Essaid BILAL1, Issam GUENOLÉ–BILAL4, Moussa BOUNAHKLA3, Luisa Elena IATAN1,4, Fernando MACHADO de MELLO5, Marc DOUMAS1, Mounia TAHRI3, Frédéric GALLICE1, Didier GRAILLOT1, Herve PIEGAY6, Najla LASSOUED7
1Ecole Nationale Supérieure des Mines de Saint Etienne, GSE, CNRS UMR 5600, F42023 Saint Etienne FRANCE; firstname.lastname@example.org, 2Département de physiologie, Université de Lausanne–CHUV, Lausanne, SUISSE, 3Nuclear Centre of Energies, Sciences and Nuclear Techniques (CNESTEN), B.P. 1382, R.P. 10001, Rabat, MOROCCO. 4Institute Geodynamic “Sabba S. Stefanescu” of Romanian Academy, Bucharest, ROMANIA. 5Institutos de Geociencias, Universidade de São Paulo–USP–Posdoc Research, BRASÍLIA, 6UMR 5600 EVS / Site ENS de Lyon 69342 Lyon, FRANCE. 7Faculty of Science of Tunis, Department Plant biology, on 1002 Tunis, TUNISIA
Abstract.

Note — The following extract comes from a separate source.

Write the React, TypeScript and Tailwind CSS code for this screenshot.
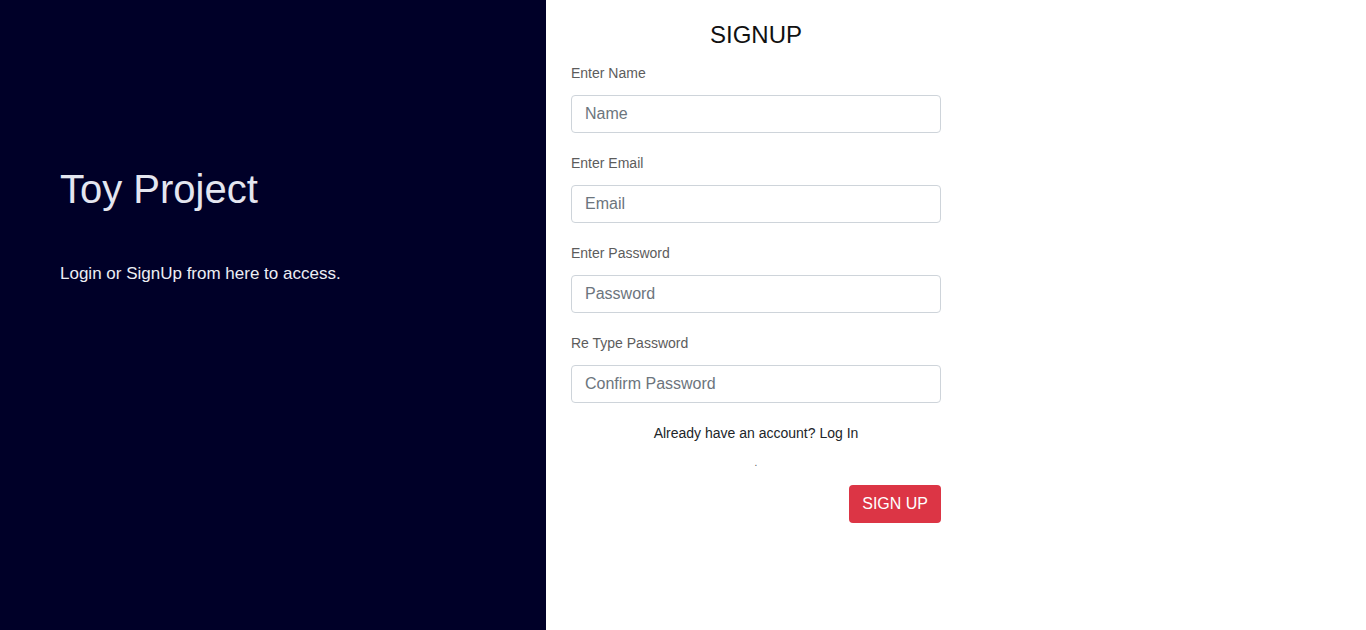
import React from "react";

const fields = [
    { label: "Enter Name", placeholder: "Name", type: "text" },
    { label: "Enter Email", placeholder: "Email", type: "email" },
    { label: "Enter Password", placeholder: "Password", type: "password" },
    { label: "Re Type Password", placeholder: "Confirm Password", type: "password" },
];

export default function App() {
    return (
        <div className="flex h-[630px] w-full font-['Liberation_Sans',Arial,sans-serif]">
            <aside className="w-[546px] shrink-0 bg-[#000028] pl-[60px] pt-[165px]">
                <h1 className="text-[40px] leading-[48px] text-[#e4e6f0]">Toy Project</h1>
                <p className="mt-[49px] text-[17px] leading-[24px] text-[#eceef4]">
                    Login or SignUp from here to access.
                </p>
            </aside>

            <main className="flex-1 bg-white">
                <form className="ml-[25px] w-[370px] pt-[20px]">
                    <h2 className="text-center text-[24px] leading-[29px] text-[#111]">SIGNUP</h2>
                    <div className="mt-[14px]">
                        {fields.map((f) => (
                            <div key={f.label} className="mb-[20px]">
                                <label className="mb-[11px] block text-[14px] leading-[21px] text-[#5c5c5c]">
                                    {f.label}
                                </label>
                                <input
                                    type={f.type}
                                    placeholder={f.placeholder}
                                    className="block h-[38px] w-full rounded-[4px] border border-[#ced4da] pl-[13px] pr-[12px] text-[16px] text-[#495057] placeholder:text-[#6c757d] outline-none"
                                />
                            </div>
                        ))}
                    </div>
                    <p className="mt-[1px] text-center text-[14px] leading-[21px] text-[#212529]">
                        Already have an account? Log In
                    </p>
                    <p className="mt-[10px] text-center text-[10px] leading-[18px] text-[#555]">.</p>
                    <div className="mt-[13px] flex justify-end">
                        <button
                            type="button"
                            className="h-[38px] rounded-[4px] bg-[#dc3545] px-[13px] text-[16px] text-white"
                        >
                            SIGN UP
                        </button>
                    </div>
                </form>
            </main>
        </div>
    );
}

The study has focused freshwater mussels to determine the risk of water pollution. We have shown that freshwater mussels are a good bioindicator for monitoring over time this type of water pollution due to their ability to filter water from the river. The entire food chain (freshwater mussels, mollusc, shrimp, fish, birds and humans) is affected by the pollution. The Saint Etienne (France) has a large industrial and mining history. The end of these activities has given way to industrial wasteland and mine dumps. Leaching by rain industrial and mining waste may generate a very large urban pollution. Rivers (Ondaine and Loire) and lakes (Saint–Victor–sur–Loire) downstream of this zone are highly polluted by heavy metals.
Key words: Heavy metals, freshwater mussels; Bioaccumulation; Bioindicator.